This is partly about neoliberal corporate executives chasing non-union low wages, as Charles Mudede alluded to at Slog yesterday, but it’s also an attack on unionism itself. This isn’t about economics, it’s about an ideology that long ago concluded the very existence of unions is an affront. Face it, there are many, many people in our society who would gladly abolish unions if they could, but since they can’t, the next best thing is to create conditions where forming unions is next to impossible and put an Orwellian moniker like “right to work” on them.
So while the taxpayers of Washington state got to pay and pay and pay in a somewhat futile attempt to appease Boeing, now the citizens of South Carolina get to pay and pay and pay. Hell, we’ll all probably wind up paying still, because Republicans and the bidness guys and gals are already preparing to use this as an attack issue, claiming without any credibility that Washington state is somehow a bad place to do business, when numerous measures rank us fairly high. Plus we’ll all get to continue to pay for military work done by Boeing. (Earth to powerful US Senators, come in US Senators…)
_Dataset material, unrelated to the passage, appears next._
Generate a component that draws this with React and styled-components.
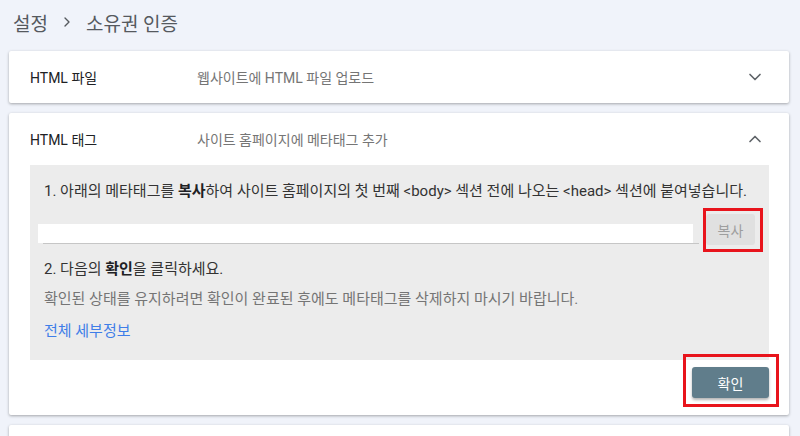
import React from 'react';
import styled, { createGlobalStyle } from 'styled-components';
import { ChevronDown, ChevronUp, ChevronRight } from 'lucide-react';

const GlobalStyle = createGlobalStyle`
  body {
    margin: 0;
    background: #f0f3fa;
    font-family: Roboto, "Noto Sans CJK KR", sans-serif;
    color: #202124;
  }
`;

const Page = styled.div`
  padding: 10px 11px 0 9px;
  height: 426px;
  overflow: hidden;
`;

const Breadcrumb = styled.div`
  display: flex;
  align-items: center;
  padding-left: 4px;
  height: 24px;
  margin-bottom: 17px;
  font-size: 19px;
  color: #55595e;
  gap: 11px;
`;

const Card = styled.div`
  background: #fff;
  border-radius: 2px;
  box-shadow: 0 1px 3px rgba(0, 0, 0, 0.32);
  margin-bottom: 10px;
`;

const CardHeader = styled.div`
  display: flex;
  align-items: center;
  height: 52px;
  padding: 0 24px 0 21px;
  font-size: 14px;
`;

const CardTitle = styled.div`
  width: 167px;
  color: #202124;
`;

const CardDesc = styled.div`
  flex: 1;
  color: #757575;
`;

const Panel = styled.div`
  margin: 0 20px 0 21px;
  background: #ececec;
  padding: 16px 6px 19px 14px;
  font-size: 15px;
  line-height: 20px;
`;

const Line = styled.div`
  margin-top: ${p => p.$mt || 0}px;
  color: ${p => (p.$muted ? '#757575' : '#333')};
  b {
    color: #202124;
    font-weight: 700;
  }
`;

const CopyRow = styled.div`
  display: flex;
  align-items: flex-start;
  margin-top: 7px;
`;

const Field = styled.div`
  flex: 1;
  margin: 16px 0 0 -1px;
  border-bottom: 1px solid #c6c6c6;
`;

const FieldBox = styled.div`
  height: 19px;
  background: #fff;
  margin: 0 6px 0 -5px;
`;

const Highlight = styled.div`
  border: 3px solid #e8141c;
  padding: ${p => p.$pad};
  margin: ${p => p.$margin || 0};
`;

const CopyButton = styled.button`
  width: 49px;
  height: 31px;
  border: none;
  border-radius: 3px;
  background: #e0e0e0;
  color: #9e9e9e;
  font-family: Roboto, "Noto Sans CJK KR", sans-serif;
  font-size: 14px;
`;

const Link = styled.a`
  display: block;
  margin-top: 12px;
  color: #3f7ee8;
  text-decoration: none;
`;

const Footer = styled.div`
  display: flex;
  justify-content: flex-end;
  padding: 0 10px 8px 0;
`;

const ConfirmButton = styled.button`
  width: 77px;
  height: 31px;
  border: none;
  border-radius: 3px;
  background: #607d8b;
  color: #fff;
  font-family: Roboto, "Noto Sans CJK KR", sans-serif;
  font-size: 14px;
  box-shadow: 0 2px 3px rgba(0, 0, 0, 0.3);
`;

const EmptyCard = styled(Card)`
  height: 40px;
`;

export default function App() {
  return (
    <>
      <GlobalStyle />
      <Page>
        <Breadcrumb>
          <span>설정</span>
          <ChevronRight size={16} strokeWidth={2} />
          <span>소유권 인증</span>
        </Breadcrumb>

        <Card>
          <CardHeader>
            <CardTitle>HTML 파일</CardTitle>
            <CardDesc>웹사이트에 HTML 파일 업로드</CardDesc>
            <ChevronDown size={20} color="#5f6368" strokeWidth={2} />
          </CardHeader>
        </Card>

        <Card>
          <CardHeader>
            <CardTitle>HTML 태그</CardTitle>
            <CardDesc>사이트 홈페이지에 메타태그 추가</CardDesc>
            <ChevronUp size={20} color="#5f6368" strokeWidth={2} />
          </CardHeader>
          <Panel>
            <Line>
              1. 아래의 메타태그를 <b>복사</b>하여 사이트 홈페이지의 첫 번째 &lt;body&gt; 섹션 전에 나오는 &lt;head&gt; 섹션에 붙여넣습니다.
            </Line>
            <CopyRow>
              <Field>
                <FieldBox />
              </Field>
              <Highlight $pad="3px 5px 4px 0" $margin="0 0 0 4px">
                <CopyButton>복사</CopyButton>
              </Highlight>
            </CopyRow>
            <Line $mt={7}>
              2. 다음의 <b>확인</b>을 클릭하세요.
            </Line>
            <Line $mt={10} $muted>
              확인된 상태를 유지하려면 확인이 완료된 후에도 메타태그를 삭제하지 마시기 바랍니다.
            </Line>
            <Link href="#">전체 세부정보</Link>
          </Panel>
          <Footer>
            <Highlight $pad="10px 7px 6px 6px" $margin="-6px 0 0 0">
              <ConfirmButton>확인</ConfirmButton>
            </Highlight>
          </Footer>
        </Card>

        <EmptyCard />
      </Page>
    </>
  );
}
Notice that in this “free market” economy, the transfer of wealth is from regular people to giant corporations, their shareholders and officers, and that tax dollars are extorted from all of us to make it so. Then when the system nearly crushes everyone and a neoliberal has to resort to extraordinary means to avert a world-wide cliff dive, he is attacked as an authoritarian tyrant in order to keep the peasants divided, even as he and his predecessor fork over billions of taxpayer dollars to prop up the decayed neoliberal order. It’s “socialism” if regular people get routine medical care, but it’s “free market” economics if corporations are not only awarded huge profits but literally paid off.
Capital, of course, is prized in our system above all else. Land, ie property and the means of production, also enjoys a high status. Labor is semi-disposable, and nothing infuriates neoliberals like workers who don’t realize their place in the pecking order. Boeing is putting labor in its place, both out of pique and as a warning to anyone who would challenge the existing order of things.
I’m quite certain skilled politicians instinctively understand the situation, and the interesting question is: now what? Boeing supposedly will still have a large presence in the state, and it needs a transition time to get the South Carolina facility up and running.
Since one of Boeing’s complaints is a lack of qualified engineers in Washington state, what say they pitch in now and help offset those massive tuition increases from last session? Surely Boeing won’t need all of that $3.2 billion in tax incentives over the next fifteen years or so, seeing as the people of South Carolina are being so generous.